## Recorded information
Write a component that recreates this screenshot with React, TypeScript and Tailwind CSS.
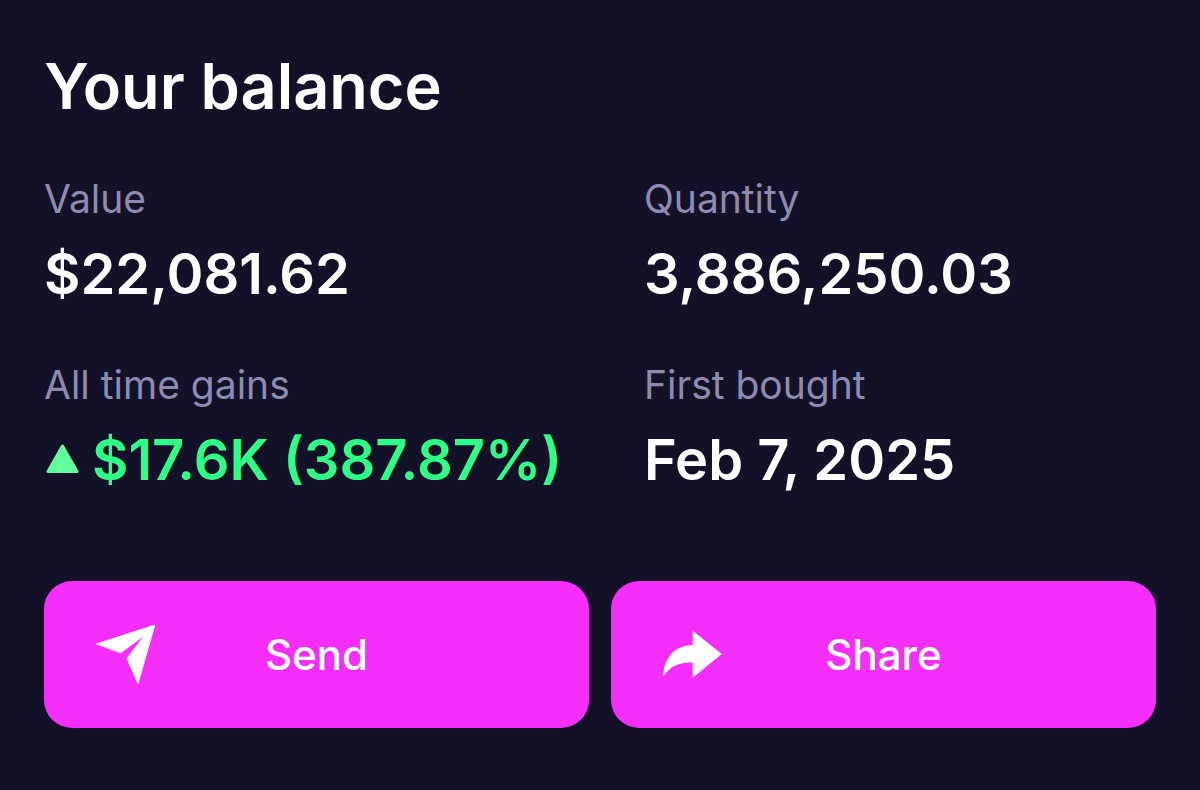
import React from 'react';

const stats = [
    { label: 'Value', value: '$22,081.62' },
    { label: 'Quantity', value: '3,886,250.03' },
    { label: 'All time gains', value: '$17.6K (387.87%)', gain: true },
    { label: 'First bought', value: 'Feb 7, 2025' },
];

function TriangleIcon() {
    return (
        <svg viewBox="0 0 36 36" className="size-9 shrink-0" aria-hidden="true">
            <path
                d="M18.5 4 L33 29.5 H4 Z"
                fill="#62ff9f"
                stroke="#62ff9f"
                strokeWidth="3"
                strokeLinejoin="round"
            />
        </svg>
    );
}

function SendIcon() {
    return (
        <svg viewBox="0 0 60 60" className="size-[60px]" fill="currentColor" stroke="currentColor" strokeWidth="1" strokeLinejoin="round" aria-hidden="true">
            <path d="M58.8 0 L0.5 19 L24.6 27.8 L48.8 10 L31 33.4 L42 58.4 Z" />
        </svg>
    );
}

function ShareIcon() {
    return (
        <svg viewBox="0 0 60 60" className="size-[60px]" fill="currentColor" aria-hidden="true">
            <path d="M29.7 5.8 L58.8 29 L29.7 52.8 V37.6 C16.5 36.8 6.5 41.5 0.3 51.6 C0.5 33.5 11.5 20.2 29.7 20 Z" />
        </svg>
    );
}

const actions = [
    { label: 'Send', icon: SendIcon },
    { label: 'Share', icon: ShareIcon },
];

export default function App() {
    return (
        <main className="min-h-screen bg-[#131128] px-11 pt-[46px] pb-[62px] font-['Inter',sans-serif] text-white">
            <h1 className="text-[63px] leading-[80px] font-semibold">Your balance</h1>

            <dl className="mt-[47px] grid grid-cols-2 gap-x-[88px] gap-y-[49px]">
                {stats.map((stat) => (
                    <div key={stat.label}>
                        <dt className="text-[39px] leading-[52px] text-[#8f8bb0]">{stat.label}</dt>
                        <dd
                            className={
                                stat.gain
                                    ? 'mt-[13px] flex items-center gap-3 text-[56px] leading-[72px] font-semibold whitespace-nowrap text-[#2dff87]'
                                    : 'mt-[13px] text-[56px] leading-[72px] font-semibold whitespace-nowrap'
                            }
                        >
                            {stat.gain && <TriangleIcon />}
                            {stat.value}
                        </dd>
                    </div>
                ))}
            </dl>

            <div className="mt-[85px] grid grid-cols-2 gap-[22px]">
                {actions.map(({ label, icon: Icon }) => (
                    <button
                        key={label}
                        type="button"
                        className="grid h-[147px] grid-cols-[60px_1fr_60px] items-center rounded-[28px] bg-[#f62efc] px-[52px] text-[42px] leading-[52px] font-medium"
                    >
                        <Icon />
                        <span>{label}</span>
                    </button>
                ))}
            </div>
        </main>
    );
}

## Requirements
Copy out every line with the word "React".

## Solution
Write a component that recreates this screenshot with React, TypeScript and Tailwind CSS.
import React from 'react';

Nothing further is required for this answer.